Mais ce qui rend ce paroxysme exceptionnel par rapport à d'autres c'est que l'activité s'est aussi déclarée au niveau du Cône Nord-Est. "Né" en 1911, la dernière activité éruptive sérieuse répertoriée remonte à mars 1998. Ce fut donc une véritable surprise de voir s'élever, à partir de 06h23, un panache dense, intermittent au départ, puis continue.

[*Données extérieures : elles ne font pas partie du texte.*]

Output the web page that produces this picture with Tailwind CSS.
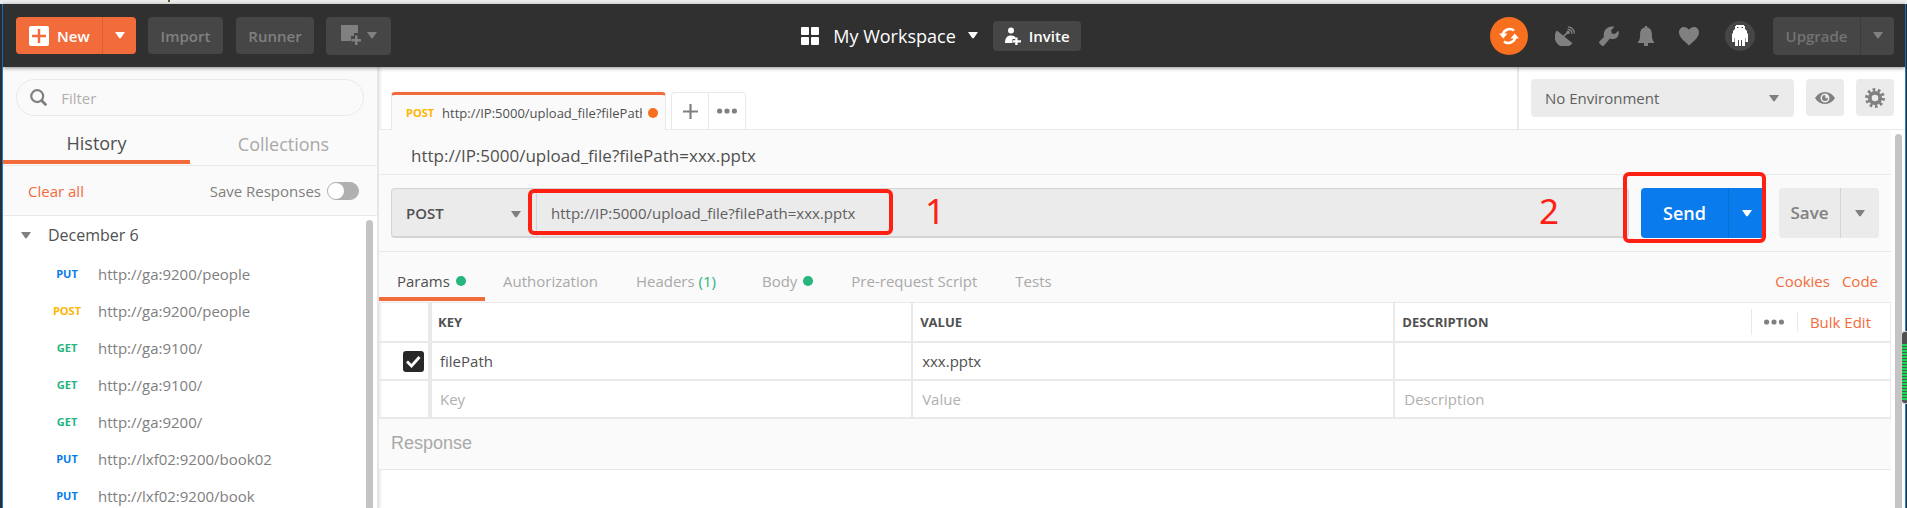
<!DOCTYPE html>
<html lang="en">
<head>
<meta charset="utf-8">
<meta name="viewport" content="width=device-width, initial-scale=1">
<title>My Workspace</title>
<script src="https://cdn.jsdelivr.net/npm/@tailwindcss/browser@4"></script>
</head>
<body class="font-['Open_Sans',sans-serif] text-[15px] leading-5 text-[#505050] bg-[#282f37]">
<svg class="hidden">
  <symbol id="caret" viewBox="0 0 10 7"><path d="M0 0h10L5.700 6.300h-1.400z" fill="currentColor"/></symbol>
  <symbol id="dots" viewBox="0 0 20 6"><g fill="currentColor"><circle cx="2.600" cy="3" r="2.600"/><circle cx="10" cy="3" r="2.600"/><circle cx="17.400" cy="3" r="2.600"/></g></symbol>
</svg>
<div class="relative flex h-screen flex-col overflow-hidden">
  <div class="h-1 shrink-0 bg-[#ededed]"><div class="ml-[168px] h-0.5 w-0.5 bg-[#5a5a30]"></div></div>
  <div class="mr-px ml-0.5 flex min-h-0 grow flex-col border-x border-[#1883d7] bg-white">

    <header class="relative z-10 flex h-[63px] shrink-0 items-center bg-[#303030] pr-[11px] pl-[13px] shadow-[0_1px_4px_rgba(0,0,0,0.45)]">
      <div class="flex flex-1 items-center font-semibold">
        <div class="flex h-[37px] overflow-hidden rounded bg-[#f26b3a] text-white">
          <button class="flex w-[86px] items-center gap-2 pl-[13px]">
            <svg class="size-5" viewBox="0 0 20 20"><rect width="20" height="20" rx="2" fill="#fff"/><path d="M10 3v14M3 10h14" stroke="#f26b3a" stroke-width="2.500"/></svg>New</button>
          <button aria-label="New options" class="flex w-[34px] items-center justify-center border-l border-[#da6034]"><svg class="h-[7px] w-2.5"><use href="#caret"/></svg></button>
        </div>
        <button class="ml-3 h-[37px] w-[75px] rounded bg-[#464646] text-[#808080]">Import</button>
        <button class="ml-[13px] h-[37px] w-[78px] rounded bg-[#464646] text-[#808080]">Runner</button>
        <button aria-label="Open new window" class="ml-3 flex h-[38px] w-[65px] items-center justify-center gap-[5px] rounded bg-[#464646] text-[#808080]">
          <svg class="size-[21px]" viewBox="0 0 21 21" fill="currentColor"><path d="M0 0h17v8h-4v3h-3v5H0z"/><path d="M14 10.500h2.500V14H20v2.500h-3.500V20H14v-3.500h-3.500V14H14z"/></svg>
          <svg class="h-[7px] w-2.5"><use href="#caret"/></svg>
        </button>
      </div>
      <div class="mr-7 flex items-center text-white">
        <svg class="size-[18px]" viewBox="0 0 18 18" fill="currentColor"><rect width="8" height="8" rx="1"/><rect x="10" width="8" height="8" rx="1"/><rect y="10" width="8" height="8" rx="1"/><rect x="10" y="10" width="8" height="8" rx="1"/></svg>
        <button class="ml-3.5 flex items-center gap-3 text-lg leading-5">My Workspace <svg class="h-[7px] w-2.5"><use href="#caret"/></svg></button>
        <button class="ml-[15px] flex h-[30px] w-[88px] items-center gap-2 rounded bg-[#464646] pl-3 font-semibold">
          <svg class="h-[18px] w-4" viewBox="0 0 16 18" fill="currentColor"><circle cx="6" cy="3.500" r="3"/><path d="M0 16c0-5 2-7.500 6-7.500 2.400 0 4 .8 4.500 2V12H7.500v4z"/><path d="M10.200 10.500h2.400v2.700H16v2.400h-3.400V18h-2.400v-2.400H8v-2.400h2.200z"/></svg>Invite</button>
      </div>
      <div class="flex flex-1 items-center justify-end text-[#808080]">
        <button aria-label="Sync" class="flex size-[38px] items-center justify-center rounded-full bg-[#f76f1f] text-white">
          <svg class="size-5" viewBox="0 0 20 20" fill="none" stroke="currentColor" stroke-width="2.600"><path d="M3.800 8.500A7 7 0 0 1 15 4.600M16.200 11.500A7 7 0 0 1 5 15.400"/><path d="M0 7.500h8.500l-4.200 5zM20 12.500h-8.500l4.200-5z" fill="currentColor" stroke="none"/></svg></button>
        <button aria-label="Interceptor" class="ml-[27px]"><svg class="size-5" viewBox="0 0 20 20" fill="currentColor"><path d="M2 4.500 17.500 17.300A10 10 0 0 1 2 4.500z"/><path d="m8 11 5-5" stroke="currentColor" stroke-width="1.600"/><circle cx="13" cy="6.500" r="1.800"/><path d="M12.500 3.600a3.600 3.600 0 0 1 4.300 4.200M12.800.9a6.500 6.500 0 0 1 6.500 6.500" fill="none" stroke="currentColor" stroke-width="1.300"/></svg></button>
        <button aria-label="Settings" class="ml-6"><svg class="size-5" viewBox="0 0 20 20" fill="currentColor"><path d="M15.500.8 12.200 4.300l.6 3.100 3 .6 3.600-3.200c1.200 3.700-.8 7.700-4.600 8.300-1.400.2-2.700 0-3.800-.5l-5.800 6.700c-1 1.100-2 .9-2.900 0L.8 17.800c-1-.9-.9-2 .1-2.900l4-3.900C3.600 4.200 9-1.200 15.500.8z"/></svg></button>
        <button aria-label="Notifications" class="ml-[19px]"><svg class="h-5 w-4" viewBox="0 0 16 20" fill="currentColor"><path d="M6.800 0h2.400v1.500c3.600.7 4.700 3.500 4.700 7.200 0 3.500.5 5.500 2.100 7.300v1H0v-1c1.600-1.800 2.100-3.800 2.100-7.300 0-3.700 1.100-6.500 4.700-7.200zM6 17h4v3H6z"/></svg></button>
        <button aria-label="Favorites" class="ml-[25px]"><svg class="size-5" viewBox="0 0 20 20" fill="currentColor"><path d="M10 19.500C6 15.700 0 11.500 0 6.300 0 1 6.500-1 10 3.800 13.500-1 20 1 20 6.300c0 5.200-6 9.400-10 13.200z"/></svg></button>
        <button aria-label="Account" class="ml-[26px] flex size-[30px] items-center justify-center rounded-full bg-[#464646]"><svg class="h-[22px] w-4" viewBox="0 0 16 22" fill="#fff"><path d="M4 0h8v1h1v3h-1v1H4V4H3V1h1z"/><path d="M3 4h10l2 2v2l1 1v8h-2.500v-4H13v8h-3v-6H9v6H7v-6H6v6H3v-8h-.5v4H0V9l1-1V6z"/><path d="M5 2h1.500v1H5zm4.500 0H11v1H9.500z" fill="#464646"/></svg></button>
        <div class="ml-[18px] flex h-[38px] rounded bg-[#464646] font-semibold text-[#737373]">
          <button class="w-[87px]">Upgrade</button>
          <button aria-label="Upgrade options" class="flex w-[34px] items-center justify-center border-l border-[#3b3b3b] text-[#808080]"><svg class="h-[7px] w-2.5"><use href="#caret"/></svg></button>
        </div>
      </div>
    </header>

    <div class="flex min-h-0 grow">
      <aside class="flex w-[376px] shrink-0 flex-col border-r-2 border-[#e6e6e6] bg-[#fafafa] shadow-[1px_0_3px_rgba(0,0,0,0.12)]">
        <label class="mx-[13px] mt-3 flex h-[38px] items-center gap-3.5 rounded-full border border-[#e9e9e9] pl-[13px]">
          <svg class="size-[19px] text-[#808080]" viewBox="0 0 19 19" fill="none" stroke="currentColor" stroke-width="2.400"><circle cx="8" cy="8" r="6.600"/><path d="m12.600 12.600 5.400 5.400" stroke-width="3"/></svg>
          <input type="text" placeholder="Filter" class="w-full bg-transparent pr-4 outline-none placeholder:text-[#b0b0b0]">
        </label>
        <nav class="mt-[11px] flex h-[39px] shrink-0 border-b border-[#e9e9e9] text-lg">
          <button class="h-[37px] flex-1 border-b-4 border-[#f26b3a] pb-0.5">History</button>
          <button class="h-[37px] flex-1 pb-1 text-[#a9a9a9]">Collections</button>
        </nav>
        <div class="flex h-[50px] shrink-0 items-center border-b border-[#e9e9e9] pr-[18px] pl-[25px]">
          <a href="#" class="grow text-[#f26b3a]">Clear all</a>
          <label for="save-responses" class="text-[#808080]">Save Responses</label>
          <input id="save-responses" type="checkbox" class="ml-1.5 h-[18px] w-8 appearance-none rounded-full border border-[#b0b0b0] bg-[#b0b0b0] before:block before:size-4 before:rounded-full before:bg-white">
        </div>
        <div class="flex min-h-0 grow justify-between overflow-hidden bg-white pr-1">
          <div>
            <button class="flex h-[38px] items-center gap-[17px] pl-[18px] text-base"><svg class="h-[7px] w-2.5 text-[#808080]"><use href="#caret"/></svg>December 6</button>
            <ul class="pt-px text-[#808080]">
              <li class="flex h-[37px] items-center"><b class="ml-[46px] w-9 text-center text-[11px] text-[#097bed]">PUT</b><a href="#" class="ml-[13px]">http://ga:9200/people</a></li>
              <li class="flex h-[37px] items-center"><b class="ml-[46px] w-9 text-center text-[11px] text-[#ffb400]">POST</b><a href="#" class="ml-[13px]">http://ga:9200/people</a></li>
              <li class="flex h-[37px] items-center"><b class="ml-[46px] w-9 text-center text-[11px] text-[#26b47f]">GET</b><a href="#" class="ml-[13px]">http://ga:9100/</a></li>
              <li class="flex h-[37px] items-center"><b class="ml-[46px] w-9 text-center text-[11px] text-[#26b47f]">GET</b><a href="#" class="ml-[13px]">http://ga:9100/</a></li>
              <li class="flex h-[37px] items-center"><b class="ml-[46px] w-9 text-center text-[11px] text-[#26b47f]">GET</b><a href="#" class="ml-[13px]">http://ga:9200/</a></li>
              <li class="flex h-[37px] items-center"><b class="ml-[46px] w-9 text-center text-[11px] text-[#097bed]">PUT</b><a href="#" class="ml-[13px]">http://lxf02:9200/book02</a></li>
              <li class="flex h-[37px] items-center"><b class="ml-[46px] w-9 text-center text-[11px] text-[#097bed]">PUT</b><a href="#" class="ml-[13px]">http://lxf02:9200/book</a></li>
            </ul>
          </div>
          <div class="mt-1 w-[7px] rounded-t bg-[#c4c4c4]"></div>
        </div>
      </aside>

      <main class="flex min-w-0 grow flex-col">
        <div class="flex h-[63px] shrink-0 items-end border-b border-[#e9e9e9] pl-3">
          <div class="-mb-px flex h-[38px] w-[275px] items-center rounded-t border-x border-t-[3px] border-x-[#e9e9e9] border-t-[#f26b3a] bg-[#fafafa] pr-[7px] pl-3.5 text-[13px]">
            <b class="text-[11px] text-[#ffb400]">POST</b>
            <span class="ml-2 grow overflow-hidden whitespace-nowrap">http://IP:5000/upload_file?filePath=xxx.pptx</span>
            <i class="ml-1.5 size-2.5 shrink-0 rounded-full bg-[#f76f1f]"></i>
          </div>
          <div class="ml-[5px] flex h-[37px] grow text-[#808080]">
            <button aria-label="New tab" class="flex w-[37px] items-center justify-center rounded-tl border-t border-l border-[#e9e9e9]"><svg class="size-[15px]" viewBox="0 0 15 15"><path d="M7.500 0v15M0 7.500h15" stroke="currentColor" stroke-width="2.200"/></svg></button>
            <button aria-label="Tab options" class="flex w-[38px] items-center justify-center rounded-tr border border-b-0 border-[#e9e9e9]"><svg class="h-1.5 w-5"><use href="#dots"/></svg></button>
          </div>
          <div class="flex h-full items-start gap-3 border-l-2 border-[#e9e9e9] pt-3 pr-[11px] pl-3 text-[#808080]">
            <div class="relative">
              <select aria-label="Environment" class="h-[38px] w-[263px] appearance-none rounded bg-[#ebebeb] pl-3.5 text-[#606060]"><option>No Environment</option></select>
              <svg class="pointer-events-none absolute top-4 right-[15px] h-[7px] w-2.5"><use href="#caret"/></svg>
            </div>
            <button aria-label="Environment quick look" class="flex h-[37px] w-[38px] items-center justify-center rounded bg-[#ebebeb]"><svg class="h-3 w-5" viewBox="0 0 20 12" fill="currentColor"><path fill-rule="evenodd" d="M0 6c2.500-4 6-6 10-6s7.500 2 10 6c-2.500 4-6 6-10 6S2.500 10 0 6zm10-4.500a4.500 4.500 0 1 0 0 9 4.500 4.500 0 0 0 0-9z"/><path d="M10 3a3 3 0 1 0 3 3l-2.500.3z"/></svg></button>
            <button aria-label="Manage environments" class="flex h-[37px] w-[38px] items-center justify-center rounded bg-[#ebebeb]"><svg class="size-5" viewBox="0 0 20 20" fill="none" stroke="currentColor"><circle cx="10" cy="10" r="5.200" stroke-width="3.800"/><circle cx="10" cy="10" r="8.300" stroke-width="3.300" stroke-dasharray="2.607 2.607"/></svg></button>
          </div>
        </div>

        <div class="flex min-h-0 grow justify-between pr-[3px]">
          <div class="mr-1 flex min-w-0 grow flex-col">
            <h1 class="flex h-[45px] items-center border-b border-[#e9e9e9] bg-[#fafafa] pt-2 pl-8 text-[17px] font-medium">http://IP:5000/upload_file?filePath=xxx.pptx</h1>
            <div class="flex h-[77px] items-center border-b border-[#e9e9e9] bg-[#fafafa] px-3">
              <div class="relative flex h-[50px] grow rounded border border-b-2 border-[#d4d4d4] bg-[#ebebeb]">
                <select aria-label="Method" class="w-[145px] appearance-none border-r border-[#d4d4d4] pl-3.5 font-semibold"><option>POST</option></select>
                <svg class="pointer-events-none absolute top-[22px] left-[119px] h-[7px] w-2.5 text-[#808080]"><use href="#caret"/></svg>
                <input aria-label="Request URL" type="text" value="http://IP:5000/upload_file?filePath=xxx.pptx" class="min-w-0 grow pl-3.5 text-[#606060] outline-none">
                <div class="pointer-events-none absolute top-0 left-[136px] h-[46px] w-[365px] rounded-md border-4 border-[#ff2014]"></div>
                <span class="pointer-events-none absolute top-0.5 left-[533px] font-['Noto_Sans',sans-serif] text-[35px] leading-10 text-[#ff2014]">1</span>
                <span class="pointer-events-none absolute top-0.5 right-[69px] font-['Noto_Sans',sans-serif] text-[35px] leading-10 text-[#ff2014]">2</span>
              </div>
              <div class="relative ml-3 flex h-[50px] rounded bg-[#097bed] text-lg font-semibold text-white">
                <button class="w-[87px]">Send</button>
                <button aria-label="Send options" class="flex w-[37px] items-center justify-center border-l border-[#086ed4]"><svg class="h-[7px] w-2.5"><use href="#caret"/></svg></button>
                <div class="pointer-events-none absolute -top-4 -right-px h-[71px] w-[143px] rounded-md border-4 border-[#ff2014]"></div>
              </div>
              <div class="ml-3.5 flex h-[50px] rounded bg-[#ebebeb] text-[17px] font-semibold text-[#808080]">
                <button class="w-[61px]">Save</button>
                <button aria-label="Save options" class="flex w-[39px] items-center justify-center border-l border-[#d4d4d4]"><svg class="h-[7px] w-2.5"><use href="#caret"/></svg></button>
              </div>
            </div>

            <div class="flex h-[51px] items-end border-b border-[#e9e9e9] bg-[#fafafa] pr-[13px] text-[#a9a9a9]">
              <nav class="flex h-[39px] grow items-start">
                <button class="flex h-[38px] w-[106px] items-center gap-1.5 border-b-4 border-[#f26b3a] pt-0.5 pl-[18px] text-[#505050]">Params <i class="size-2.5 rounded-full bg-[#26b47f]"></i></button>
                <button class="ml-[18px] h-9">Authorization</button>
                <button class="ml-[38px] h-9">Headers <span class="text-[#26b47f]">(1)</span></button>
                <button class="ml-[46px] flex h-9 items-center gap-1.5">Body <i class="size-2.5 rounded-full bg-[#26b47f]"></i></button>
                <button class="ml-[38px] h-9">Pre-request Script</button>
                <button class="ml-[38px] h-9">Tests</button>
              </nav>
              <div class="flex h-[39px] gap-3 pt-2 text-[#f26b3a]"><a href="#">Cookies</a><a href="#">Code</a></div>
            </div>

            <table class="w-full table-fixed border-collapse border-r border-[#e9e9e9] text-left">
              <thead class="text-[13px] text-[#505050]">
                <tr class="h-[39px] border-b-2 border-[#e9e9e9]">
                  <th aria-label="Enabled" class="w-[51px] border-r-4 border-[#e9e9e9]"></th>
                  <th class="w-[31.9%] border-r-2 border-[#e9e9e9] pl-1.5 font-bold">KEY</th>
                  <th class="w-[31.9%] border-r-2 border-[#e9e9e9] pl-[7px] font-bold">VALUE</th>
                  <th class="pl-[7px] font-bold">
                    <div class="flex items-center">
                      <span class="grow">DESCRIPTION</span>
                      <button aria-label="Column options" class="flex h-[26px] w-[46px] items-center justify-center border-l border-[#e9e9e9] text-[#808080]"><svg class="h-1.5 w-5"><use href="#dots"/></svg></button>
                      <button class="mr-[7px] h-5 border-l border-[#e9e9e9] px-3 text-[15px] font-normal text-[#f26b3a]">Bulk Edit</button>
                    </div>
                  </th>
                </tr>
              </thead>
              <tbody>
                <tr class="h-[38px] border-b-2 border-[#e9e9e9]">
                  <td class="border-r-4 border-[#e9e9e9]"><div class="relative ml-6 size-[21px]"><input type="checkbox" checked aria-label="Enable filePath" class="block size-[21px] appearance-none rounded-[3px] bg-[#282828]"><svg class="pointer-events-none absolute inset-0" viewBox="0 0 21 21" fill="none" stroke="#fff" stroke-width="2.800"><path d="m4 10.500 4.500 4.500 8-9"/></svg></div></td>
                  <td class="border-r-2 border-[#e9e9e9] pl-2"><input aria-label="Key" value="filePath" class="w-full outline-none"></td>
                  <td class="border-r-2 border-[#e9e9e9] pl-[9px]"><input aria-label="Value" value="xxx.pptx" class="w-full outline-none"></td>
                  <td class="pl-[9px]"><input aria-label="Description" class="w-full outline-none"></td>
                </tr>
                <tr class="h-[38px] border-b-2 border-[#e9e9e9]">
                  <td class="border-r-4 border-[#e9e9e9]"></td>
                  <td class="border-r-2 border-[#e9e9e9] pl-2"><input aria-label="New key" placeholder="Key" class="w-full outline-none placeholder:text-[#b0b0b0]"></td>
                  <td class="border-r-2 border-[#e9e9e9] pl-[9px]"><input aria-label="New value" placeholder="Value" class="w-full outline-none placeholder:text-[#b0b0b0]"></td>
                  <td class="pl-[9px]"><input aria-label="New description" placeholder="Description" class="w-full outline-none placeholder:text-[#b0b0b0]"></td>
                </tr>
              </tbody>
            </table>
            <h2 class="flex h-[51px] shrink-0 items-center border-b border-[#e9e9e9] bg-[#fafafa] pb-0.5 pl-3 font-['Liberation_Sans',sans-serif] text-lg text-[#a9a9a9]">Response</h2>
          </div>
          <div class="mt-1 w-[7px] shrink-0 rounded-t bg-[#c4c4c4]"></div>
        </div>
      </main>
    </div>
  </div>
  <!-- Desktop level meter docked at the screen edge -->
  <div class="absolute top-[331px] right-0 z-20 h-[73px] w-1.5 rounded-l border border-r-0 border-[#d0d0d0] bg-[#505050] pt-3"><div class="h-[57px] bg-[repeating-linear-gradient(#1fd655_0_2px,#4a5a50_2px_3px)]"></div></div>
</div>
</body>
</html>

Panache de cendres sur le Cône Nord-Est du volcan Etna, 26 octobre 2013
Le panache du Nord-Est au début de son activité. Image : INGV
Le double panache de cendres du volcan Etna, 26 octobre 2013
Les deux panaches de cendres. Image :INGV

La fin du paroxysme a commencé à se faire sentir progressivement à partir de 9h00, lorsque le panache apparu moins dense et la fontaine moins haute. Pour autant cette dernière a continué de fonctionner, s'affaiblissant pour finalement s'arrêter à 10h30 environ. De son côté, malgré  l'arrêt de la fontaine, le cône nord-est continue d'alimenter un abondant panache de cendres.
Au total, l'activité sur le Nouveau Cône Sud-Est aura duré pas loin de 12 heures!

Je compléterais ce rapport en fonction de ce qu'il se passera durant le reste de la journée sur le cône Nord-Est. Il me faudra aussi regarder si il n'y a pas eu une activité, même faible au niveau de la Bocca Nuova qui, pendant l'éruption, à produit un dégazage vraiment abondant. Les images qui sont à ma disposition aujourd'hui ne me permettent malheureusement pas de voir si il y a eu ou non des cendres...

*: j'ai mis le terme "vapeur" entre guillemet car la véritable vapeur d'eau est un gaz transparent, invisible. Les bouffées blanches sont donc en fait constituées de gouttelettes d'eau liquide, et non de la véritable vapeur.